Antonie Wagner, die aufopfernde Geliebte des geschiedenen, wahrlich über die Maßen schwierigen Ferdinand Raimund, der sie nicht heiraten konnte und die doch bis zum Ende an seiner Seite blieb…
Katharina Fröhlich, die so genannte „ewige Braut“ Franz Grillparzers, die, als er sie dann doch noch heiraten wollte, diesen Antrag als zu spät und als Beleidigung abwies und doch bis zum Ende an seiner Seite blieb…
Und Marie Weiler, die Gefährtin des geschiedenen, als Mann so unzuverlässigen, als Menschen so noblen Johann Nestroy, der sie nicht heiraten konnte und die bis zum Ende an seiner Seite blieb…

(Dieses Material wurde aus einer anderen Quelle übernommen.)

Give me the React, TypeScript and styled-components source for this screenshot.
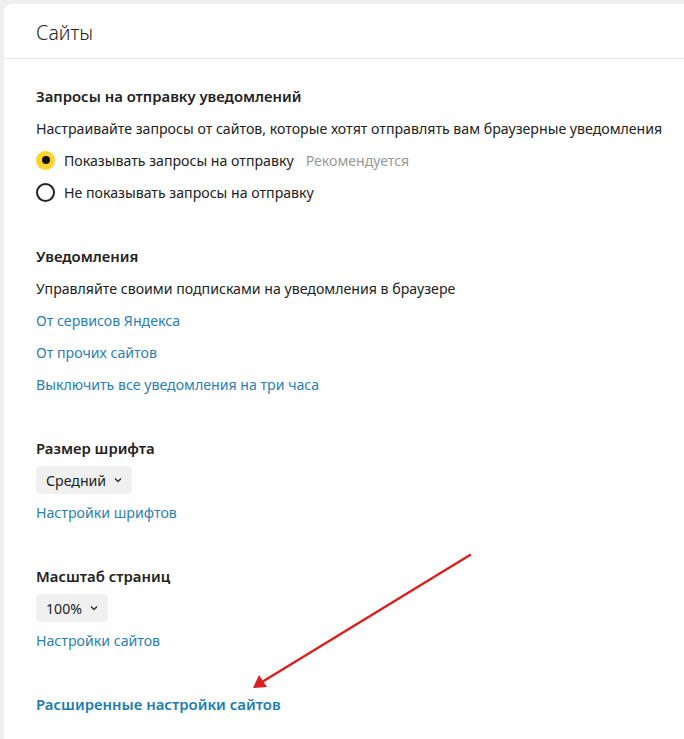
import React from "react";
import styled, { createGlobalStyle } from "styled-components";

const Global = createGlobalStyle`
  html, body { margin: 0; padding: 0; background: #efefef; }
  body { font-family: "Noto Sans", "Open Sans", Arial, sans-serif; color: #222; }
`;

const Page = styled.div`
  position: relative;
  width: 684px;
  height: 739px;
  overflow: hidden;
  padding: 4px 0 0 4px;
  box-sizing: border-box;
`;

const Card = styled.div`
  background: #fff;
  border-top-left-radius: 8px;
  height: 760px;
`;

const Header = styled.div`
  height: 55px;
  display: flex;
  align-items: center;
  padding: 3px 0 0 32px;
  border-bottom: 1px solid #e6e6e6;
  font-size: 19.5px;
  font-weight: 300;
  color: #222;
  box-sizing: border-box;
`;

const Body = styled.div`
  padding: 21px 0 0 32px;
  display: flex;
  flex-direction: column;
  gap: 32px;
`;

const Section = styled.section`
  display: flex;
  flex-direction: column;
`;

const Row = styled.div`
  height: 32px;
  display: flex;
  align-items: center;
  font-size: 14.15px;
  white-space: nowrap;
`;

const Title = styled(Row)`
  font-weight: 600;
  font-size: 14.85px;
`;

const Link = styled.a<{ $strong?: boolean }>`
  color: ${(p) => (p.$strong ? "#1b7cb3" : "#2a7fb6")};
  font-weight: ${(p) => (p.$strong ? 600 : 400)};
  font-size: ${(p) => (p.$strong ? "14.9px" : "14.15px")};
  text-decoration: none;
  cursor: pointer;
`;

const RadioLabel = styled.label`
  display: flex;
  align-items: center;
  gap: 9px;
`;

const RadioCircle = styled.span<{ $checked?: boolean }>`
  width: 19px;
  height: 19px;
  box-sizing: border-box;
  border-radius: 50%;
  display: inline-flex;
  align-items: center;
  justify-content: center;
  background: ${(p) => (p.$checked ? "#fed42b" : "#fff")};
  border: ${(p) => (p.$checked ? "none" : "2px solid #222")};
  &::after {
    content: "";
    display: ${(p) => (p.$checked ? "block" : "none")};
    width: 8px;
    height: 8px;
    border-radius: 50%;
    background: #111;
  }
`;

const Hint = styled.span`
  color: #999;
  margin-left: 12px;
`;

const Select = styled.button`
  height: 28px;
  display: inline-flex;
  align-items: center;
  gap: 8px;
  padding: 0 10px;
  border: none;
  border-radius: 4px;
  background: #f0f0f0;
  font-family: inherit;
  font-size: 14.15px;
  color: #222;
`;

const SelectRow = styled.div`
  height: 32px;
  display: flex;
  align-items: center;
`;

const Arrow = styled.svg`
  position: absolute;
  left: 0;
  top: 0;
  pointer-events: none;
`;

const Chevron = () => (
  <svg width="8" height="6" viewBox="0 0 8 6">
    <path d="M1 1.5 L4 4.5 L7 1.5" fill="none" stroke="#333" strokeWidth="1.5" />
  </svg>
);

export default function App() {
  return (
    <>
      <Global />
      <Page>
        <Card>
          <Header>Сайты</Header>
          <Body>
            <Section>
              <Title>Запросы на отправку уведомлений</Title>
              <Row>Настраивайте запросы от сайтов, которые хотят отправлять вам браузерные уведомления</Row>
              <Row>
                <RadioLabel>
                  <RadioCircle $checked />
                  Показывать запросы на отправку
                </RadioLabel>
                <Hint>Рекомендуется</Hint>
              </Row>
              <Row>
                <RadioLabel>
                  <RadioCircle />
                  Не показывать запросы на отправку
                </RadioLabel>
              </Row>
            </Section>
            <Section>
              <Title>Уведомления</Title>
              <Row>Управляйте своими подписками на уведомления в браузере</Row>
              <Row><Link>От сервисов Яндекса</Link></Row>
              <Row><Link>От прочих сайтов</Link></Row>
              <Row><Link>Выключить все уведомления на три часа</Link></Row>
            </Section>
            <Section>
              <Title>Размер шрифта</Title>
              <SelectRow>
                <Select>Средний <Chevron /></Select>
              </SelectRow>
              <Row><Link>Настройки шрифтов</Link></Row>
            </Section>
            <Section>
              <Title>Масштаб страниц</Title>
              <SelectRow>
                <Select>100% <Chevron /></Select>
              </SelectRow>
              <Row><Link>Настройки сайтов</Link></Row>
            </Section>
            <Section>
              <Row><Link $strong>Расширенные настройки сайтов</Link></Row>
            </Section>
          </Body>
        </Card>
        <Arrow width="684" height="739" viewBox="0 0 684 739">
          <line x1="470" y1="555" x2="262" y2="682" stroke="#d9201e" strokeWidth="2.5" strokeLinecap="round" />
          <polygon points="253,688 259,675 267,687" fill="#d9201e" />
        </Arrow>
      </Page>
    </>
  );
}
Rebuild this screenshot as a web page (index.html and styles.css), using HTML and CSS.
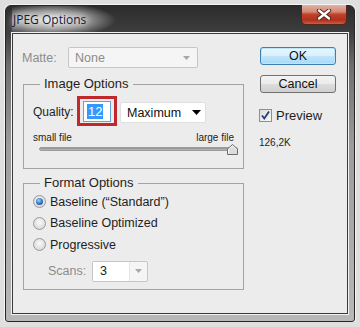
FILE: index.html
```html
<!DOCTYPE html>
<html>
<head>
  <meta charset="UTF-8">
  <title>JPEG Options</title>
  <link rel="stylesheet" href="styles.css">
</head>
<body>
  <div class="window">
    <div class="titlebar">
      <span class="title">JPEG Options</span>
      <div class="close">
        <svg width="16" height="11" viewBox="0 0 16 11">
          <path d="M3 1.5 L13 9.5 M13 1.5 L3 9.5" stroke="#4a1c14" stroke-width="4.2" stroke-linecap="round"/>
          <path d="M3 1.5 L13 9.5 M13 1.5 L3 9.5" stroke="#fff" stroke-width="2.4" stroke-linecap="round"/>
        </svg>
      </div>
    </div>

    <div class="client">
      <!-- left column: matte + option groups -->
      <div class="main">
        <div class="matte-row">
          <span class="matte-label">Matte:</span>
          <div class="dropdown disabled matte-drop">
            <span>None</span>
            <svg class="arrow" width="7" height="4" viewBox="0 0 7 4"><path d="M0 0 H7 L3.5 4 Z" fill="#a8a8a8"/></svg>
          </div>
        </div>

        <fieldset class="group image-group">
          <legend>Image Options</legend>
          <div class="quality-row">
            <span class="quality-label">Quality:</span>
            <div class="highlight">
              <div class="qinput"><span class="sel">12</span></div>
            </div>
            <div class="dropdown quality-drop">
              <span>Maximum</span>
              <svg class="arrow" width="9" height="5" viewBox="0 0 9 5"><path d="M0 0 H9 L4.5 5 Z" fill="#000"/></svg>
            </div>
          </div>
          <div class="size-row">
            <span>small file</span>
            <span>large file</span>
          </div>
          <div class="slider">
            <div class="track"></div>
            <svg class="thumb" width="11" height="11" viewBox="0 0 11 11">
              <path d="M0.5 10.5 V5 L5.5 0.5 L10.5 5 V10.5 Z" fill="#dcdcdc" stroke="#6d6d6d"/>
              <path d="M1.5 9.5 V5.4 L5.5 1.8 L9.5 5.4" fill="none" stroke="#fafafa"/>
            </svg>
          </div>
        </fieldset>

        <fieldset class="group format-group">
          <legend>Format Options</legend>
          <label class="radio-row"><span class="radio on"></span>Baseline (“Standard”)</label>
          <label class="radio-row"><span class="radio"></span>Baseline Optimized</label>
          <label class="radio-row"><span class="radio"></span>Progressive</label>
          <div class="scans-row">
            <span class="scans-label">Scans:</span>
            <div class="dropdown disabled scans-drop">
              <span class="scans-val">3</span>
              <span class="scans-btn">
                <svg width="7" height="4" viewBox="0 0 7 4"><path d="M0 0 H7 L3.5 4 Z" fill="#a8a8a8"/></svg>
              </span>
            </div>
          </div>
        </fieldset>
      </div>

      <!-- right column: buttons + preview -->
      <div class="side">
        <div class="btn default">OK</div>
        <div class="btn">Cancel</div>
        <label class="check-row">
          <span class="checkbox">
            <svg width="11" height="11" viewBox="0 0 11 11"><path d="M2 5.5 L4.3 8.5 L9 1.5" fill="none" stroke="#233f7a" stroke-width="1.8"/></svg>
          </span>
          Preview
        </label>
        <div class="filesize">126,2K</div>
      </div>
    </div>
  </div>
</body>
</html>
```

FILE: styles.css
```css
body { margin: 0; background: #dfdfdf; font-family: "Liberation Sans", Arial, sans-serif; font-size: 12px; color: #1e1e1e; }

.window {
  margin: 5px 0 0 5px; width: 350px; height: 317px; box-sizing: border-box;
  border: 1px solid #262626; border-radius: 6px 6px 3px 3px;
  background: linear-gradient(to bottom, #2c2c2c 0, #3e3e3e 27px, #6e6e6e 60px, #9c9c9c 140px, #b8b8b8 100%);
  box-shadow: 0 0 0 1px #f4f4f4;
  display: flex; flex-direction: column; padding: 0 6px 7px 6px;
}

.titlebar {
  height: 27px; display: flex; align-items: center; justify-content: space-between;
  background: radial-gradient(ellipse 64px 17px at 40px 14px, rgba(240,240,240,0.95) 0, rgba(215,215,215,0.6) 55%, rgba(120,120,120,0) 100%);
}
.title {
  font-family: "Open Sans", "Liberation Sans", sans-serif; font-size: 12px; color: #14183a; padding-left: 1px; margin-top: -1px;
  text-shadow: 0 0 6px #fff, 0 0 10px #fff;
}
.close {
  align-self: flex-start; margin-top: -1px; margin-right: 1px; width: 46px; height: 20px; box-sizing: border-box;
  border: 1px solid #5a2418; border-top: none; border-radius: 0 0 5px 5px;
  background: linear-gradient(to bottom, #e2b1a2 0, #d28b78 35%, #c0412c 50%, #b1301c 80%, #c4604a 100%);
  display: flex; align-items: center; justify-content: center;
}

.client {
  flex: 1; display: flex; border: 1px solid #3a3a3a; background: #ececec;
  box-shadow: 0 0 0 1px #f3f3f3; padding: 13px 0 0 10px;
}
.main { width: 221px; }
.side { margin-left: 16px; width: 76px; }

/* dropdowns */
.dropdown { box-sizing: border-box; display: flex; align-items: center; justify-content: space-between; background: #fff; border: 1px solid #e0e0e0; border-radius: 2px; }
.dropdown.disabled { background: #f5f5f5; border-color: #c6c6c6; color: #8c8c8c; }
.arrow { flex: none; }

.matte-row { display: flex; align-items: center; height: 21px; margin-left: -1px; }
.matte-label { width: 46px; color: #8c8c8c; font-size: 12.5px; }
.matte-drop { width: 130px; height: 21px; padding: 0 7px 0 6px; font-size: 12.5px; }

/* groups */
.group { margin: 0; border: 1px solid #a3a3a3; padding: 0 9px; }
.group legend { font-size: 13px; line-height: 16px; padding: 0 4px; margin-left: 7px; color: #1e1e1e; }
.image-group { margin-top: 8px; padding-bottom: 13px; }
.format-group { margin-top: 6px; padding-top: 0; padding-bottom: 7px; }

.quality-row { display: flex; align-items: center; margin-top: 4px; }
.quality-label { width: 44px; font-size: 12px; margin-top: 2px; }
.highlight { box-sizing: border-box; width: 40px; height: 30px; border: 3px solid #c1282e; padding: 2px 0 0 3px; }
.qinput { box-sizing: border-box; width: 28px; height: 21px; background: #fff; border: 1px solid #6aa0d2; padding: 2px 0 0 3px; }
.sel { background: #3399ff; color: #fff; font-size: 13px; line-height: 15px; padding: 0 1px; display: inline-block; }
.quality-drop { width: 86px; height: 21px; margin-left: 3px; margin-top: 3px; padding: 0 4px 0 6px; font-size: 12.5px; color: #111; }

.size-row { display: flex; justify-content: space-between; font-size: 10px; margin-top: 6px; }
.slider { position: relative; height: 11px; margin: 1px 0 0 6px; }
.track { position: absolute; left: 0; right: -4px; top: 3px; height: 4px; border-radius: 2px; background: linear-gradient(to bottom, #8a8a8a, #c0c0c0); border: 1px solid #9c9c9c; box-sizing: border-box; }
.thumb { position: absolute; right: -4px; top: 0; }

.radio-row { display: flex; align-items: center; height: 21.5px; font-size: 12.5px; }
.radio {
  box-sizing: border-box; width: 13px; height: 13px; border-radius: 50%; margin-right: 4px;
  border: 1px solid #9a9a9a; background: radial-gradient(circle at 50% 40%, #fafafa 0, #e2e2e2 55%, #cfcfcf 100%);
  display: flex; align-items: center; justify-content: center;
}
.radio.on::after { content: ""; width: 7px; height: 7px; border-radius: 50%; background: radial-gradient(circle at 40% 35%, #9fd0f6 0, #2b73c4 55%, #14427e 100%); }

.scans-row { display: flex; align-items: center; margin-top: 5px; padding-left: 15px; }
.scans-label { width: 44px; color: #8c8c8c; font-size: 12.5px; }
.scans-drop { width: 56px; height: 21px; padding: 0; }
.scans-val { flex: 1; height: 100%; display: flex; align-items: center; padding-left: 7px; background: #fff; color: #222; font-size: 12.5px; border-right: 1px solid #e4e4e4; }
.scans-btn { width: 17px; display: flex; justify-content: center; }

/* right column */
.btn {
  box-sizing: border-box; height: 18px; display: flex; align-items: center; justify-content: center;
  border: 1px solid #707070; border-radius: 3px; font-size: 12.5px; color: #111;
  background: linear-gradient(to bottom, #f3f3f3 0, #ebebeb 49%, #dddddd 50%, #cfcfcf 100%);
}
.btn.default { border-color: #3c7fb1; background: linear-gradient(to bottom, #eaf6fd 0, #d9f0fc 49%, #bee6fd 50%, #a7d9f5 100%); box-shadow: inset 0 0 0 1px #c0e4f7; }
.btn + .btn { margin-top: 10px; }

.check-row { display: flex; align-items: center; margin-top: 15px; font-size: 13px; margin-left: -1px; }
.checkbox { box-sizing: border-box; width: 13px; height: 13px; border: 1px solid #8e8f8f; background: linear-gradient(135deg, #dcdcdc, #f8f8f8); margin-right: 4px; display: flex; align-items: center; justify-content: center; }
.filesize { font-size: 10px; margin-top: 14px; margin-left: -1px; }
```
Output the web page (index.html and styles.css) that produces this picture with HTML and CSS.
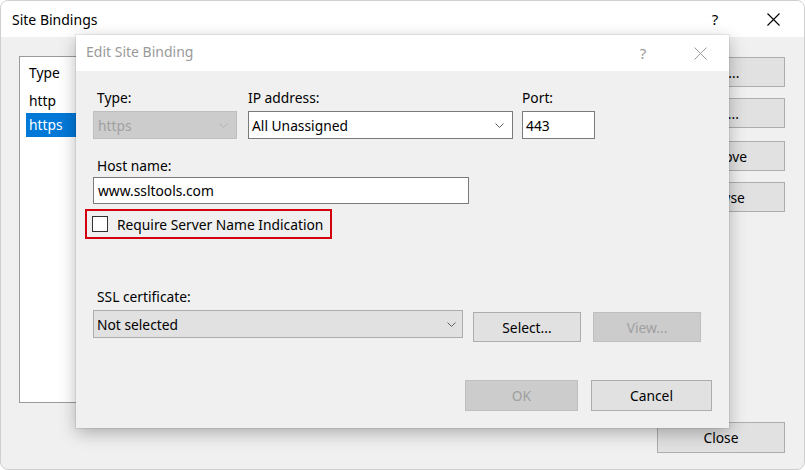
FILE: index.html
```html
<!DOCTYPE html>
<html lang="en">
<head>
<meta charset="utf-8">
<title>Site Bindings</title>
<link rel="stylesheet" href="styles.css">
</head>
<body>
<div class="window">
  <div class="titlebar">
    <span class="title">Site Bindings</span>
    <div class="caps">
      <span class="cap help">?</span>
      <span class="cap"><svg width="13" height="13" viewBox="0 0 13 13"><path d="M0.5 0.5 L12.5 12.5 M12.5 0.5 L0.5 12.5" stroke="#000" stroke-width="1.1" fill="none"/></svg></span>
    </div>
  </div>
  <div class="win-body">
    <div class="main-row">
      <div class="listview">
        <div class="lv-header">Type</div>
        <div class="lv-row">http</div>
        <div class="lv-row selected">https</div>
      </div>
      <div class="side-btns">
        <button class="btn">Add...</button>
        <button class="btn">Edit...</button>
        <button class="btn btn-gap">Remove</button>
        <button class="btn">Browse</button>
      </div>
    </div>
    <div class="footer">
      <button class="btn btn-close">Close</button>
    </div>
  </div>

  <div class="dialog">
    <div class="dlg-title">
      <span>Edit Site Binding</span>
      <div class="dlg-caps">
        <span class="cap help dim">?</span>
        <span class="cap"><svg width="13" height="13" viewBox="0 0 13 13"><path d="M0.5 0.5 L12.5 12.5 M12.5 0.5 L0.5 12.5" stroke="#9a9a9a" stroke-width="1" fill="none"/></svg></span>
      </div>
    </div>
    <div class="dlg-body">
      <div class="row1">
        <div class="col-type">
          <div class="lbl indent">Type:</div>
          <div class="combo disabled">
            <span class="val">https</span>
            <svg class="chev" width="9" height="5" viewBox="0 0 9 5"><polyline points="0.5,0.5 4.5,4.5 8.5,0.5" fill="none" stroke="#b4b4b4" stroke-width="1"/></svg>
          </div>
        </div>
        <div class="col-ip">
          <div class="lbl">IP address:</div>
          <div class="combo">
            <span class="val">All Unassigned</span>
            <svg class="chev" width="9" height="5" viewBox="0 0 9 5"><polyline points="0.5,0.5 4.5,4.5 8.5,0.5" fill="none" stroke="#606060" stroke-width="1"/></svg>
          </div>
        </div>
        <div class="col-port">
          <div class="lbl">Port:</div>
          <div class="textbox">443</div>
        </div>
      </div>

      <div class="lbl indent host-lbl">Host name:</div>
      <div class="textbox host">www.ssltools.com</div>

      <div class="sni">
        <span class="checkbox"></span>
        <span>Require Server Name Indication</span>
      </div>

      <div class="lbl indent ssl-lbl">SSL certificate:</div>
      <div class="ssl-row">
        <div class="combo ssl">
          <span class="val">Not selected</span>
          <svg class="chev" width="9" height="5" viewBox="0 0 9 5"><polyline points="0.5,0.5 4.5,4.5 8.5,0.5" fill="none" stroke="#606060" stroke-width="1"/></svg>
        </div>
        <button class="btn btn-select">Select...</button>
        <button class="btn btn-view disabled">View...</button>
      </div>

      <div class="dlg-footer">
        <button class="btn btn-ok disabled">OK</button>
        <button class="btn btn-cancel">Cancel</button>
      </div>
    </div>
  </div>
</div>
</body>
</html>
```
FILE: styles.css
```css
* { box-sizing: border-box; }
html, body { margin: 0; padding: 0; background: #fff; }
body {
  font-family: "Noto Sans", "Segoe UI", sans-serif;
  font-size: 13.8px;
  color: #000;
}
.window {
  position: relative;
  width: 805px;
  height: 470px;
  border: 1px solid #cfcfcf;
  border-radius: 8px;
  overflow: hidden;
  background: #f0f0f0;
}
.titlebar {
  height: 36px;
  background: #fff;
  display: flex;
  align-items: center;
  padding-left: 11px;
}
.title { font-size: 14px; }
.caps {
  margin-left: auto;
  display: flex;
  gap: 12px;
  margin-right: 8px;
}
.cap {
  width: 46px;
  height: 36px;
  display: flex;
  align-items: center;
  justify-content: center;
}
.help { font-size: 15px; }
.help.dim { color: #9a9a9a; }

.win-body { padding: 19px 19px 0 18px; }
.main-row {
  display: flex;
  gap: 17px;
  height: 347px;
}
.listview {
  flex: 1;
  background: #fff;
  border: 1px solid #9a9a9a;
}
.lv-header {
  height: 32px;
  line-height: 31px;
  padding-left: 9px;
}
.lv-row {
  height: 24px;
  line-height: 24px;
  padding-left: 9px;
}
.lv-row.selected {
  margin-left: 6px;
  padding-left: 3px;
  background: #0078d7;
  color: #fff;
}
.side-btns {
  width: 128px;
  display: flex;
  flex-direction: column;
  gap: 11px;
  padding-top: 1px;
}
.btn {
  height: 30px;
  padding: 0;
  margin: 0;
  background: #e1e1e1;
  border: 1px solid #adadad;
  border-radius: 0;
  font: inherit;
  color: #000;
  display: flex;
  align-items: center;
  justify-content: center;
}
.btn.disabled {
  background: #cccccc;
  border-color: #bfbfbf;
  color: #a0a0a0;
}
.btn-gap { margin-top: 2px; }
.footer {
  display: flex;
  justify-content: flex-end;
  padding-top: 19px;
}
.btn-close { width: 128px; height: 31px; }

.dialog {
  position: absolute;
  left: 75px;
  top: 34px;
  width: 653px;
  height: 393px;
  background: #f0f0f0;
  box-shadow: 0 5px 16px rgba(0, 0, 0, 0.28), 0 0 0 1px rgba(0, 0, 0, 0.07);
}
.dlg-title {
  height: 36px;
  background: #fff;
  display: flex;
  align-items: center;
  padding-left: 10px;
  padding-bottom: 3px;
  color: #9a9a9a;
  font-size: 14px;
}
.dlg-caps {
  margin-left: auto;
  display: flex;
  gap: 11px;
  margin-right: 6px;
  margin-bottom: -3px;
}
.dlg-body { padding: 18px 17px 0 17px; }

.row1 { display: flex; }
.col-type { width: 144px; }
.col-ip { width: 265px; margin-left: 11px; }
.col-port { width: 73px; margin-left: 9px; }
.lbl {
  height: 18px;
  line-height: 18px;
  margin-bottom: 4px;
  white-space: nowrap;
}
.lbl.indent { padding-left: 4px; }
.combo {
  height: 28px;
  display: flex;
  align-items: center;
  border: 1px solid #7a7a7a;
  background: #fff;
  padding: 0 8px 0 3px;
}
.combo .val { flex: 1; white-space: nowrap; }
.combo.disabled {
  background: #cccccc;
  border-color: #bfbfbf;
  color: #a0a0a0;
  padding-left: 4px;
}
.textbox {
  height: 28px;
  border: 1px solid #7a7a7a;
  background: #fff;
  padding-left: 3px;
  display: flex;
  align-items: center;
}
.host-lbl { margin-top: 18px; margin-bottom: 2px; }
.textbox.host { width: 376px; height: 27px; padding-left: 4px; }

.sni {
  margin: 5px 0 0 -8px;
  width: 247px;
  height: 30px;
  border: 2px solid #d3000e;
  display: flex;
  align-items: center;
  gap: 9px;
  padding-left: 5px;
  white-space: nowrap;
}
.checkbox {
  width: 16px;
  height: 16px;
  border: 1px solid #333;
  background: #fff;
  flex: none;
}

.ssl-lbl { margin-top: 49px; padding-left: 3px; }
.ssl-row {
  display: flex;
  align-items: flex-start;
}
.combo.ssl {
  width: 370px;
  background: #e1e1e1;
  border-color: #adadad;
  padding-right: 6px;
}
.btn-select { width: 108px; margin-left: 10px; margin-top: 2px; }
.btn-view { width: 108px; margin-left: 12px; margin-top: 2px; }

.dlg-footer {
  display: flex;
  justify-content: flex-end;
  gap: 13px;
  margin-top: 38px;
}
.btn-ok { width: 113px; height: 31px; }
.btn-cancel { width: 121px; height: 31px; }
```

Vielleicht könnte man ein solches Buch doch „Die wilden Ehen des Biedermeier“ nennen, als geradezu charakteristisches Verhaltensmuster dieser zwiespältigen Zeit.
Aber warum es mir gegangen wäre, war letztlich die synoptische Betrachtung dieser drei Männer – Raimund, Grillparzer, Nestroy – , die zur gleichen Zeit in ein- und derselben Stadt lebten und, mit Ausnahme weniger freundschaftlicher Begegnungen von Grillparzer und Raimund, nicht miteinander verkehrten.
Bei Nestroy waren es wohl Berührungsängste: Er spielte die Rollen des einen – er muß wohl ein toller Rappelkopf gewesen sein, die Rolle auch für sein grimmiges Gemüt ideal -, er parodierte die Stücke des anderen – so schrieb er einen „Dummen Diener seines Herrn“ und prügelt in seinen „Theatergeschichten“ die „Sappho“ fast zu Tode -, aber er hielt sich von den „Kollegen“ fern.
Und die drei Frauen, die in demselben Wien wohnten? Was wußten sie von einander? Wie verschränkten sich ihre Schicksale – bzw. taten es nicht in einer Stadt, die damals so groß nicht war, schon gar nicht in Theaterwelten, wo sie alle zuhause waren?
Ja, meine Damen und Herren, dafür daß ich mich eigentlich immer vor allem für Frauenschicksale interessiert habe, habe ich dann doch den größten Teil meiner Arbeitskraft den Männern zugewendet… Und vielleicht schaffe ich es noch, den heutigen Blick auf Leben, Schaffen, Zeit und Umwelt des Franz Grillparzer zu werfen.